Don Concannon, Labour MP for Mansfield, 1966 to 1987 died just before the Christmas recess 2003, aged 73.
John Dennis Concannon – always known as Don – was born in 1930 into a South Yorkshire mining family. He was educated at Rossington secondary school and Doncaster Technical College. He signed up for six years in the Coldstream Guards, earning a lance corporal’s stripe. He stood on guard at St Jame’s Palace, Windsor Castle and at the Tower of London and took part in Trooping the Colour. He also served in Palestine and Libya. When his time in the Guards was up he went back to the heart of the mining community, down the pit at Rufford Colliery, Mansfield. There he became actively involved in the miners’ union and local politics. He also took an extra-mural degree from Nottingham University in economics, politics and trade unionism. In 1960 he became an NUM Branch official and in 1962 won a seat on Mansfield Council. Just before the 1966 election he was selected as Labour candidate for Mansfield, where he defeated the young Kenneth Clarke and increased the Labour majority by 5000.
From 1968 to 1970 he served as a Government Whip and continued in that role as an Opposition Whip between 1970 and 1974. After the 1974 General Election victory he spent a brief period as the Pairing Whip before being appointed as Parliamentary Under-Secretary at the Northern Ireland Office. Two years later, he was promoted to Minister of State at Northern Ireland and remained in that office until the defeat of the Callaghan Government. After 1979 he served briefly as deputy Opposition spokesman on Defence, but was soon switched back to being the party’s spokesman on Northern Ireland, a position he held for the next three years. This was a very tough time, coinciding as it did with the dirty protest at the Maze and the hunger strike of the IRA prisoners. At the behest of the Shadow Cabinet he made a personal visit to Bobby Sands to make clear that the Official Opposition were determined to pursue a bi-partisan policy on security matters in Northern Ireland and that the Republican prisoners could not expect to drive a wedge between the Opposition and the Government. As a man deeply sympathetic to Irish nationalism, this was a particularly painful process but he bravely did what he saw as his duty, aware of the everlasting political consequences.

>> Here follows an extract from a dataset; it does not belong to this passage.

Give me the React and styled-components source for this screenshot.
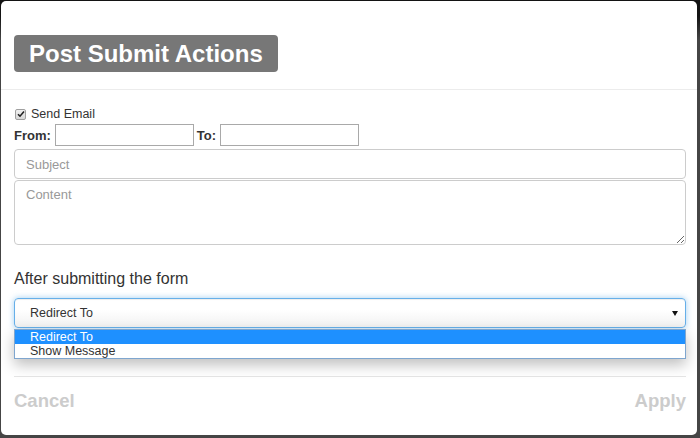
import React, { useState } from 'react';
import styled, { createGlobalStyle } from 'styled-components';

const GlobalStyle = createGlobalStyle`
  html, body {
    margin: 0;
    padding: 0;
  }
  body {
    height: 438px;
    overflow: hidden;
    background: linear-gradient(#131313 0, #131313 16px, #454545 40px);
    font-family: "Liberation Sans", Arial, sans-serif;
    color: #333;
  }
`;

const Modal = styled.div`
  margin: 1px 0 0 1px;
  width: 696px;
  height: 434px;
  background: #fff;
  border-radius: 5px;
  display: flex;
  flex-direction: column;
  overflow: hidden;
`;

const Header = styled.div`
  padding: 34px 0 17px 13px;
  border-bottom: 1px solid #ececec;
`;

const TitleBadge = styled.h1`
  display: inline-block;
  margin: 0;
  padding: 0 15px 0 15px;
  background: #777;
  color: #fff;
  font-size: 24px;
  font-weight: bold;
  line-height: 37px;
  border-radius: 4px;
`;

const Body = styled.div`
  padding: 16px 11px 0 13px;
  display: flex;
  flex-direction: column;
`;

const CheckRow = styled.label`
  display: flex;
  align-items: center;
  gap: 5px;
  height: 16px;
  font-size: 12.5px;
  padding-left: 1px;
`;

const CheckBox = styled.span`
  width: 9px;
  height: 9px;
  border: 1px solid #a0a0a0;
  border-radius: 2px;
  background: linear-gradient(#f0f0f0, #d8d8d8);
  display: flex;
  align-items: center;
  justify-content: center;
  > svg {
    width: 8px;
    height: 8px;
  }
`;

const AddressRow = styled.div`
  display: flex;
  align-items: center;
  margin-top: 2px;
  height: 22px;
`;

const AddressLabel = styled.span`
  font-size: 13px;
  font-weight: bold;
  margin-right: 4px;
  margin-left: ${props => props.spaced ? '3px' : '0'};
`;

const PlainInput = styled.input`
  box-sizing: border-box;
  width: 139px;
  height: 22px;
  border: 1px solid #a9a9a9;
  padding: 1px 3px;
  font-family: inherit;
  font-size: 13px;
  outline: none;
`;

const FieldInput = styled.input`
  box-sizing: border-box;
  width: 100%;
  height: 30px;
  margin-top: 3px;
  padding: 6px 11px;
  border: 1px solid #ccc;
  border-radius: 4px;
  font-family: inherit;
  font-size: 13px;
  color: #555;
  outline: none;
  &::placeholder {
    color: #999;
  }
`;

const FieldArea = styled.textarea`
  box-sizing: border-box;
  display: block;
  width: 100%;
  height: 65px;
  margin-top: 1px;
  padding: 6px 11px;
  border: 1px solid #ccc;
  border-radius: 4px;
  font-family: inherit;
  font-size: 13px;
  color: #555;
  outline: none;
  &::placeholder {
    color: #999;
  }
`;

const SectionTitle = styled.div`
  margin-top: 23px;
  font-size: 16px;
  line-height: 22px;
  color: #333;
`;

const SelectWrap = styled.div`
  position: relative;
  margin-top: 8px;
`;

const SelectBox = styled.div`
  box-sizing: border-box;
  height: 30px;
  display: flex;
  align-items: center;
  justify-content: space-between;
  padding: 0 7px 0 15px;
  border: 1px solid #66afe9;
  border-radius: 4px;
  background: linear-gradient(#fff 40%, #f1f1f1);
  box-shadow: inset 0 1px 1px rgba(0, 0, 0, 0.075), 0 0 6px rgba(102, 175, 233, 0.6);
  font-size: 12.5px;
  color: #333;
`;

const Caret = styled.span`
  width: 0;
  height: 0;
  border-left: 3px solid transparent;
  border-right: 3px solid transparent;
  border-top: 5px solid #111;
`;

const OptionList = styled.div`
  position: absolute;
  top: 31px;
  left: 0;
  right: 0;
  border: 1px solid #7fa6cf;
  background: #fff;
  box-shadow: 0 6px 14px rgba(0, 0, 0, 0.25);
  z-index: 2;
`;

const Option = styled.div`
  height: 14px;
  line-height: 14px;
  padding-left: 15px;
  font-size: 12.5px;
  background: ${props => props.selected ? '#1e90ff' : '#fff'};
  color: ${props => props.selected ? '#fff' : '#333'};
`;

const Footer = styled.div`
  margin: 48px 0 0;
  padding-top: 12px;
  border-top: 1px solid #e5e5e5;
  display: flex;
  justify-content: space-between;
`;

const FooterButton = styled.button`
  background: none;
  border: none;
  padding: 0;
  font-family: inherit;
  font-size: 18.5px;
  font-weight: bold;
  line-height: 24px;
  color: #ccc;
  cursor: pointer;
`;

export default function App() {
  const [action] = useState('Redirect To');
  const options = ['Redirect To', 'Show Message'];

  return (
    <>
      <GlobalStyle />
      <Modal>
        <Header>
          <TitleBadge>Post Submit Actions</TitleBadge>
        </Header>
        <Body>
          <CheckRow>
            <CheckBox>
              <svg viewBox="0 0 8 8">
                <path d="M1 4.2 L3 6.2 L7 1.6" fill="none" stroke="#222" strokeWidth="1.6" />
              </svg>
            </CheckBox>
            Send Email
          </CheckRow>
          <AddressRow>
            <AddressLabel>From:</AddressLabel>
            <PlainInput />
            <AddressLabel spaced>To:</AddressLabel>
            <PlainInput />
          </AddressRow>
          <FieldInput placeholder="Subject" />
          <FieldArea placeholder="Content" />
          <SectionTitle>After submitting the form</SectionTitle>
          <SelectWrap>
            <SelectBox>
              {action}
              <Caret />
            </SelectBox>
            <OptionList>
              {options.map(o => (
                <Option key={o} selected={o === action}>{o}</Option>
              ))}
            </OptionList>
          </SelectWrap>
          <Footer>
            <FooterButton>Cancel</FooterButton>
            <FooterButton>Apply</FooterButton>
          </Footer>
        </Body>
      </Modal>
    </>
  );
}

Many years later, when serving on the Energy Select Committee, he joined his colleagues in a visit to Belfast to investigate loft insulation in public housing, or some such. Whilst the rest of the Committee were driven to the Divis Flats in a mini-bus, Don followed behind in an armoured car, with armed protection. Superficially comical, yes; but tragic, too – and a stark example of the threat to the lives of politicians that shouldering responsibility as a Northern Ireland Minister, even an Opposition Spokesman, could and did occasion.
The encircling gloom occasioned by his Northern Ireland responsibilities was added to significantly by the miners’ strike of 1984-85 when the Nottinghamshire miners – his miners – refused to follow the lead of Arthur Scargill and broke away from the NUM. The bitterness of that time in the mining communities and in the Labour movement more generally made facing a reselection battle all the harder to bear and after a bad car crash in which he was very seriously injured, he announced his intention to retire from Parliament. It was his abiding loyalty to the Party, and to Neil Kinnock, which made him stay on until the 1987 General Election, at considerable personal cost; rather than immediately retire as he had wished to do after the crash, and cause a by-election which the Party would likely have lost. He never fully recovered from his injuries in that crash, though he enjoyed playing golf in retirement and for several years after leaving the House he continued to serve on the Commonwealth War Graves Commission.
He was a big man in every way and today we mourn his passing.